Discretise the action space aggressively. Letting the model produce free-form coordinates or free-form CSS selectors is the road to debugging hell. A small discrete action vocabulary with typed parameters is easier to debug, easier to constrain, and easier to fail safely.
The observation pipeline is half the system. Most web-agent failures aren’t “the model picked wrong”; they’re “the model picked from a stale or incomplete observation.” Get the screenshot-and-annotate loop right before tuning prompts.
Log every trajectory. You can’t improve a web agent you can’t replay. The trajectory log is the dataset for prompt tuning, the dataset for fine-tuning if you go there, and the debug surface for individual failure investigations.
Don’t fight the page. Sites have idle states and animation cycles. Waiting for those is faster than trying to act through them. Build the wait-and-confirm loop into the executor.

Why not pure HTML / DOM with no screenshot?
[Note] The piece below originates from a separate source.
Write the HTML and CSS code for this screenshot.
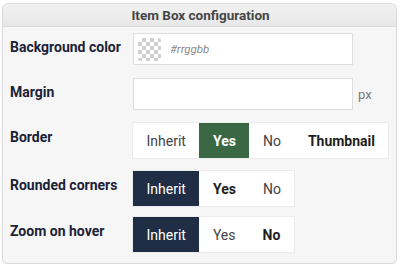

A flattened DOM is gigantic — modern pages routinely have thousands of nodes. Stuffing one into the model’s context is expensive and the model still doesn’t know what looks important. The visual hierarchy that a user perceives instantly (this is a primary CTA, this is a secondary link, this is decoration) is implicit in the rendered page and explicit in the screenshot. The DOM is the right place to extract candidate interactables; the screenshot is the right place to reason about them. The Set-of-Mark approach uses both — DOM to find the interactables, screenshot to ground the reasoning. Either alone is worse.